British historian and clergyman
Alexander James Carlyle, FBA (24 July 1861 – 27 May 1943) was a British historian, social reformer and clergyman.
Born in Bombay, his father was a Church of Scotland minister.[1] Educated at the University of Glasgow and Exeter College, Oxford (graduating from the latter in 1888), he was a curate before being a fellow of University College, Oxford (1893–95) and then rector of St Martin and All Saints' Church, Oxford (1895–1919).[2] A liberal and a Christian socialist, he advocated social reform and trade unionism; he also published books on the history of Christianity and political history. With his brother Sir Robert Carlyle, he wrote the six-volume History of Medieval Political Theory in the West (1903–36), to which he was the major contributor in five of the volumes. In the meantime, he taught in Oxford colleges and also served as a canon of Worcester (1930–34).[1]

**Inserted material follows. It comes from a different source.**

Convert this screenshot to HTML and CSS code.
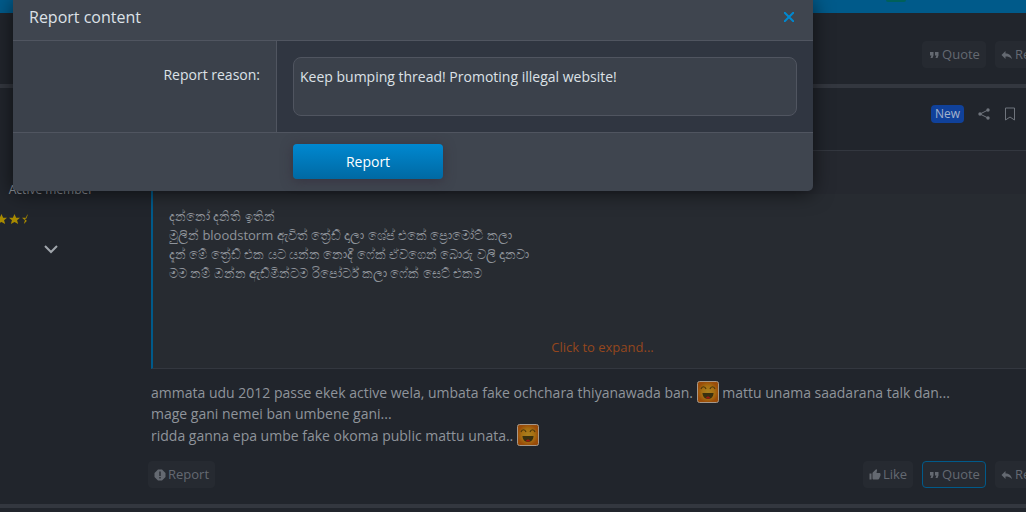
FILE: index.html
```html
<!DOCTYPE html>
<html lang="en">
<head>
    <meta charset="UTF-8">
    <meta name="viewport" content="width=device-width, initial-scale=1.0">
    <title>Report content</title>
    <link rel="stylesheet" href="styles.css">
</head>
<body>

<!-- Shared icons -->
<svg class="sprite" aria-hidden="true">
    <symbol id="i-quote" viewBox="0 0 12 12"><path d="M2 3h3.500v3.500L4.500 9H2.500L3.500 6.500H2zM7 3h3.500v3.500L9.500 9H7.500L8.500 6.500H7z"/></symbol>
    <symbol id="i-reply" viewBox="0 0 12 12"><path d="M4.500 2v2.500C8 4.500 10 6 11 10 9 8 7 7.500 4.500 7.500V10L.5 6z"/></symbol>
    <symbol id="i-like" viewBox="0 0 24 24"><path d="M1 21h4V9H1zM23 10c0-1-1-2-2-2h-6l1-5v-1L14.500 0 7.500 7C7 8 7 8 7 9v10c0 1 1 2 2 2h9c1 0 1.500-.5 2-1l3-7z"/></symbol>
    <symbol id="i-alert" viewBox="0 0 12 12"><path fill-rule="evenodd" d="M4 .5h4L11.500 4v4L8 11.500H4L.5 8V4zM5.300 2.500v4.500h1.400V2.500zM5.300 8v1.500h1.400V8z"/></symbol>
    <symbol id="i-star" viewBox="0 0 12 12"><path d="M6 0l1.800 4H12L8.800 6.800 10 11 6 8.600 2 11l1.200-4.200L0 4h4.200z"/></symbol>
    <symbol id="i-smile" viewBox="0 0 22 22">
        <rect x=".5" y=".5" width="21" height="21" rx="2" fill="url(#face)" stroke="#a5988b"/>
        <path d="M4 8c1-3 4-3 5 0M13 8c1-3 4-3 5 0" fill="none" stroke="#4f3a0c" stroke-width="1.200"/>
        <path d="M5.500 12h11c0 3-2 6-5.500 6s-5.500-3-5.500-6z" fill="#39300f"/>
        <path d="M9 17c0-2 4-2 4 0-1 1-3 1-4 0z" fill="#9c1812"/>
    </symbol>
    <radialGradient id="face"><stop offset="0" stop-color="#a98120"/><stop offset=".6" stop-color="#a66f12"/><stop offset="1" stop-color="#9a4c08"/></radialGradient>
</svg>

<div class="page">
    <nav class="topbar"><span class="topbar-badge"></span></nav>

    <article class="post post-prev">
        <div class="post-main">
            <div class="actions">
                <a class="action" href="#"><svg class="icon"><use href="#i-quote"/></svg>Quote</a>
                <a class="action" href="#"><svg class="icon"><use href="#i-reply"/></svg>Reply</a>
            </div>
        </div>
    </article>

    <article class="post">
        <aside class="user">
            <div class="user-title">Active member</div>
            <div class="stars">
                <svg><use href="#i-star"/></svg>
                <svg><use href="#i-star"/></svg>
                <svg><use href="#i-star"/></svg>
                <svg><use href="#i-star"/></svg>
                <svg viewBox="0 0 12 12"><path d="M6 0v2L4.800 5l-2 .5L5 7v1L2 11l1.200-4.200L0 4h4.200z"/></svg>
            </div>
            <button class="user-more" type="button" aria-label="Show user details">
                <svg viewBox="0 0 14 9"><path d="M1 1l6 6 6-6"/></svg>
            </button>
        </aside>
        <div class="post-main">
            <header class="post-header">
                <span class="new">New</span>
                <a href="#" aria-label="Share"><svg class="share" viewBox="0 0 12 12"><path d="M10 2L2 6l8 4" fill="none" stroke="currentColor"/><circle cx="10" cy="2" r="1.700"/><circle cx="2" cy="6" r="1.700"/><circle cx="10" cy="10" r="1.700"/></svg></a>
                <a href="#" aria-label="Bookmark"><svg class="bookmark" viewBox="0 0 12 14"><path d="M1.500 1h9v12L6 10l-4.500 3z"/></svg></a>
            </header>
            <blockquote class="quote">
                <div class="quote-title"></div>
                <p class="quote-text" lang="si">දන්නෝ දනිති ඉතින්<br>
                මුලින් bloodstorm ඇවිත් ත්‍රේඩ් දාලා ශේප් එකේ ප්‍රොමෝට් කලා<br>
                දැන් මේ ත්‍රේඩ් එක යට යන්න නොදී ෆේක් ඒවගෙන් බොරු වලි දානවා<br>
                මම නම් ඔන්න ඇඩ්මින්ටම රිපෝර්ට් කලා ෆේක් සෙට් එකම</p>
                <a class="expand" href="#">Click to expand...</a>
            </blockquote>
            <p class="message">ammata udu 2012 passe ekek active wela, umbata fake ochchara thiyanawada ban. <svg class="smile"><use href="#i-smile"/></svg> mattu unama saadarana talk dan...<br>
            mage gani nemei ban umbene gani...<br>
            ridda ganna epa umbe fake okoma public mattu unata.. <svg class="smile"><use href="#i-smile"/></svg></p>
            <footer class="actions">
                <a class="action action-report" href="#"><svg class="icon"><use href="#i-alert"/></svg>Report</a>
                <a class="action" href="#"><svg class="icon"><use href="#i-like"/></svg>Like</a>
                <a class="action action-active" href="#"><svg class="icon"><use href="#i-quote"/></svg>Quote</a>
                <a class="action" href="#"><svg class="icon"><use href="#i-reply"/></svg>Reply</a>
            </footer>
        </div>
    </article>
</div>

<!-- Report dialog -->
<div class="dialog" role="dialog" aria-labelledby="dialog-title">
    <div class="dialog-header">
        <h2 id="dialog-title">Report content</h2>
        <button class="close" type="button" aria-label="Close"><svg viewBox="0 0 10 10"><path d="M0 0l10 10M10 0L0 10"/></svg></button>
    </div>
    <form>
        <div class="form-row">
            <label for="reason">Report reason:</label>
            <div class="form-field">
                <textarea id="reason" name="reason" spellcheck="false">Keep bumping thread! Promoting illegal website!</textarea>
            </div>
        </div>
        <div class="form-submit">
            <button class="btn-primary" type="submit">Report</button>
        </div>
    </form>
</div>

</body>
</html>
```
FILE: styles.css
```css
* {
    box-sizing: border-box;
}

body {
    margin: 0;
    height: 100vh;
    overflow: hidden;
    background: #21252c;
    color: #8f949b;
    font-family: "Open Sans", "Noto Sans", sans-serif;
    font-size: 14px;
}

a {
    color: inherit;
    text-decoration: none;
}

.sprite {
    position: absolute;
    width: 0;
    height: 0;
}

.page {
    margin: 0 -42px 0 -33px;
}

.topbar {
    display: flex;
    justify-content: flex-end;
    height: 13px;
    padding-right: 162px;
    background: #005a8a;
}

.topbar-badge {
    width: 20px;
    height: 2px;
    border-radius: 0 0 4px 4px;
    background: #00605a;
}

/* Posts */
.post {
    display: grid;
    grid-template-columns: 168px 1fr;
    border-bottom: 4px solid #33373f;
}

.post-prev {
    padding-top: 28px;
}

.post-main {
    grid-column: 2;
    padding: 0 15px 16px 16px;
}

.user {
    display: flex;
    flex-direction: column;
    align-items: center;
    padding-top: 92px;
}

.user-title {
    font-size: 12px;
    line-height: 20px;
}

.stars {
    display: flex;
    align-self: flex-start;
    gap: 2px;
    margin-top: 14px;
    margin-left: 3px;
}

.stars svg {
    width: 11px;
    height: 11px;
    fill: #a88a00;
}

.user-more {
    margin-top: 20px;
    padding: 0;
    border: 0;
    background: none;
}

.user-more svg {
    display: block;
    width: 14px;
    height: 9px;
    fill: none;
    stroke: #a0a6ac;
    stroke-width: 2;
}

.post-header {
    display: flex;
    align-items: center;
    justify-content: flex-end;
    gap: 14px;
    height: 62px;
    padding: 0 37px 10px 0;
    color: #6f747c;
}

.post-header svg {
    display: block;
    fill: currentColor;
}

.post-header .share {
    width: 12px;
    height: 12px;
}

.post-header .bookmark {
    width: 12px;
    height: 14px;
    fill: none;
    stroke: currentColor;
}

.new {
    padding: 0 4px;
    border-radius: 4px;
    background: #10419a;
    color: #a4b2cc;
    font-size: 12px;
    line-height: 18px;
}

/* Quoted message */
.quote {
    display: flex;
    flex-direction: column;
    min-height: 219px;
    margin: 0;
    border: 1px solid #33373f;
    border-left: 2px solid #005a8a;
    background: #272b31;
    font-size: 13px;
    line-height: 19px;
}

.quote-title {
    height: 43px;
    background: #25282f;
}

.quote-text {
    margin: 0;
    padding: 13px 16px;
}

.expand {
    align-self: center;
    margin-top: auto;
    margin-bottom: 11px;
    color: #95471d;
}

.message {
    margin: 12px 0 15px;
    line-height: 21px;
    white-space: nowrap;
}

.smile {
    width: 22px;
    height: 22px;
    vertical-align: -5px;
}

.actions {
    display: flex;
    justify-content: flex-end;
    gap: 9px;
    margin-left: -3px;
    margin-right: -1px;
}

.action {
    display: flex;
    align-items: center;
    gap: 2px;
    padding: 0 5px;
    border: 1px solid #262a31;
    border-radius: 4px;
    background: #262a31;
    color: #646971;
    font-size: 13px;
    line-height: 25px;
}

.action-report {
    margin-right: auto;
}

.action-active {
    border-color: #005a8a;
}

.icon {
    width: 12px;
    height: 12px;
    fill: currentColor;
}

/* Dialog lies over the page */
.dialog {
    position: absolute;
    top: 0;
    left: 13px;
    width: 78%;
    max-width: 800px;
    border-radius: 0 0 5px 5px;
    background: #3f454f;
    color: #dde1e7;
    box-shadow: 0 2px 20px rgba(0, 0, 0, 0.6);
}

.dialog-header {
    display: flex;
    align-items: center;
    justify-content: space-between;
    height: 41px;
    padding: 0 19px 6px 16px;
    border-bottom: 1px solid #505560;
}

.dialog-header h2 {
    margin: 0;
    font-size: 16px;
    font-weight: normal;
}

.close {
    padding: 0;
    border: 0;
    background: none;
}

.close svg {
    display: block;
    width: 10px;
    height: 10px;
    fill: none;
    stroke: #0088d0;
    stroke-width: 2;
}

.form-row {
    display: grid;
    grid-template-columns: 33% 1fr;
    border-bottom: 1px solid #505560;
}

.form-row label {
    padding: 24px 16px;
    border-right: 1px solid #505560;
    background: #3b414b;
    line-height: 20px;
    text-align: right;
}

.form-field {
    padding: 16px;
    background: #303641;
}

textarea {
    display: block;
    width: 100%;
    height: 59px;
    padding: 8px 6px;
    border: 1px solid #505560;
    border-radius: 8px;
    background: #3b414b;
    color: inherit;
    font: inherit;
    line-height: 22px;
    resize: none;
}

.form-submit {
    padding: 11px 16px 12px 35%;
}

.btn-primary {
    width: 150px;
    height: 35px;
    border: 0;
    border-radius: 4px;
    background: linear-gradient(#0088d0, #0069a3);
    box-shadow: 0 2px 12px rgba(50, 40, 55, 0.6);
    color: #fff;
    font: inherit;
}
```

Carlyle was the Olaus Petri Lecturer at Uppsala University in 1918, the Lowell Lecturer at the Lowell Institute in 1924, and the Birkbeck Lecturer in Ecclesiastical History at Trinity College, Cambridge, between 1925 and 1927. He was elected a fellow of the British Academy in 1934 and received an honorary doctorate from the University of Glasgow. He died on 27 May 1943. His wife, Rebecca Monteith Smith, daughter of Walter Chalmers Smith, had died two years earlier. The Carlyle Lectures in political history are held in his memory at the University of Oxford.[1]
References
- ^ a b c F. M. Powicke, revised by K. D. Reynolds, "Carlyle, Alexander James", The Oxford Dictionary of National Biography (online ed., Oxford University Press, 2004). Retrieved 13 February 2021.
- ^ "Carlyle, Rev. Alexander James", Who Was Who (online ed., Oxford University Press, December 2020). Retrieved 13 February 2021.